In this intense, illuminating collection of poems, Sandra Beasley examines how intimacy is lost and gained during our travels.
In Count the Waves, Sandra Beasley turns her eclectic imagination to the heart's pursuits. A man and a woman sit at the same dinner table, an ocean of worry separating them. An iceberg sets out to dance. A sword swallower ponders his dating prospects. "The vessel is simple, a rowboat among yachts," the poet observes in "Ukulele." "No one hides a Tommy gun in its case. / No bluesman runs over his uke in a whiskey rage."
Beasley's voice is pithy and playful, with a ferocious intelligence that invites comparison to both Sylvia Plath and Dorothy Parker.
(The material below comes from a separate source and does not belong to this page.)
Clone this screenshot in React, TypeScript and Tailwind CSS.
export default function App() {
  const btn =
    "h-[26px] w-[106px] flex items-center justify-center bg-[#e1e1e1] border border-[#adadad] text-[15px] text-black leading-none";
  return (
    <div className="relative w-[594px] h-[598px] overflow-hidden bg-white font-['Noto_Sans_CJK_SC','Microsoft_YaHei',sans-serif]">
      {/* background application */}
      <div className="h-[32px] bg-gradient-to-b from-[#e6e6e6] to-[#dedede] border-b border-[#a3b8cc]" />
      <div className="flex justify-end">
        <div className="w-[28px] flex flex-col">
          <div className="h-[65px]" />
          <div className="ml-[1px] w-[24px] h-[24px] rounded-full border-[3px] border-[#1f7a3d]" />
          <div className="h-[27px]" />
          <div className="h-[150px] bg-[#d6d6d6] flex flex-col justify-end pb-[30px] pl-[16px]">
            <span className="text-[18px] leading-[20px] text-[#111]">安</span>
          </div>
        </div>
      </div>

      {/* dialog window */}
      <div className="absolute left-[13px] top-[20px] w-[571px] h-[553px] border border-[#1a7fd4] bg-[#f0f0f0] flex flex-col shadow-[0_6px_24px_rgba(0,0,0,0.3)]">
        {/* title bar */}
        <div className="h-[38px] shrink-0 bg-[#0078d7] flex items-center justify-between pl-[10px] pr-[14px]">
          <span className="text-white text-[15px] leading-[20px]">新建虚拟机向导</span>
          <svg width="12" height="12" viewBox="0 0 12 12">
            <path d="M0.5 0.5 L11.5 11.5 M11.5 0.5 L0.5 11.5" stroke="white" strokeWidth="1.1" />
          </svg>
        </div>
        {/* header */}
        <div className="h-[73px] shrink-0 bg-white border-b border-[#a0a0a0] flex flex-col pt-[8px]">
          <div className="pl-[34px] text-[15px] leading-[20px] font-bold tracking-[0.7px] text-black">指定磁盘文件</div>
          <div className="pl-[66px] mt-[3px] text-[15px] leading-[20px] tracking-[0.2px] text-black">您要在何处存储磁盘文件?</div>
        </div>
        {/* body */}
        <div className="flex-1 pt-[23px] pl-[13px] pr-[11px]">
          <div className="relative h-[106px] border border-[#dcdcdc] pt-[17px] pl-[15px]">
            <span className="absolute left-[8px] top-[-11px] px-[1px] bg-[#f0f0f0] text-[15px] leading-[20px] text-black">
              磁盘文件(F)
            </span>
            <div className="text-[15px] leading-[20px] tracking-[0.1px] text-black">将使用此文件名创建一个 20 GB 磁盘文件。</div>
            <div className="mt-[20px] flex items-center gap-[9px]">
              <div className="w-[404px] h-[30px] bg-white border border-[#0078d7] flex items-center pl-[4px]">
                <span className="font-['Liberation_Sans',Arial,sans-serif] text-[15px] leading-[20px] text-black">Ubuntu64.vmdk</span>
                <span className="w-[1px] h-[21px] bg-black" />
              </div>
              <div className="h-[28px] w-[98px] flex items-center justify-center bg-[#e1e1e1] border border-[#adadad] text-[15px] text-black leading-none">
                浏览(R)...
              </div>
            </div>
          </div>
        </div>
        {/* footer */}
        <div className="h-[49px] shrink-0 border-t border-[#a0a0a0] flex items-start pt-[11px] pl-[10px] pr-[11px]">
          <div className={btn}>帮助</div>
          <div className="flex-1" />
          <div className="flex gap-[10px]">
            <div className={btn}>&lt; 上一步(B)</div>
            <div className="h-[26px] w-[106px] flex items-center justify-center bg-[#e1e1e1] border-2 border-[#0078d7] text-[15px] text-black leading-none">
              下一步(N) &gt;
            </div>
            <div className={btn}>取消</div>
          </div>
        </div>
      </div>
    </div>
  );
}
In one of six signature sestinas, she warns, "You must not use a house to build a home, / and never look for poetry in poems." The collection’s centerpiece is a haunting sequence that engages The Traveler's Vade Mecum, an 1853 compendium of phrases for use by mail, telegraph, or the enigmatic “Instantaneous Letter Writer."
Assembled over ten years and thousands of miles, these poems illuminate how intimacy is lost and gained during our travels. Decisive, funny, and as compassionate as she is merciless, Beasley is a reckoning force on the page.
About the Author
Sandra Beasley is the author of I Was the Jukebox, winner of the Barnard Women Poets Prize, and Theories of Falling, winner of the New Issues Poetry Prize, as well as the memoir Don’t Kill the Birthday Girl: Tales from an Allergic Life. She received a 2015 National Endowment for the Arts fellowship. She serves on the faculty with the low-residency MFA program at the University of Tampa, and lives in Washington, DC.
Sandra Beasley is a master poet of facts, story, feeling, and the slipknot statement that binds them together. Inventive, ingeniously fitted, musical, precise, unfettered, her poems etch and mirror the clarities and strangeness of our human lives. This irresistibly visionary book resembles to no small degree a cabinet of wonders. To every phenomenon and circumstance of the heart, its poems open, saying, Yes, this too I know; this too we are. Then add, Now, let us see further.
— Jane Hirshfield, author of Come, Thief
Her lightness works best when it dapples her darkness—and when her darkness, as it often does, feels truly deep.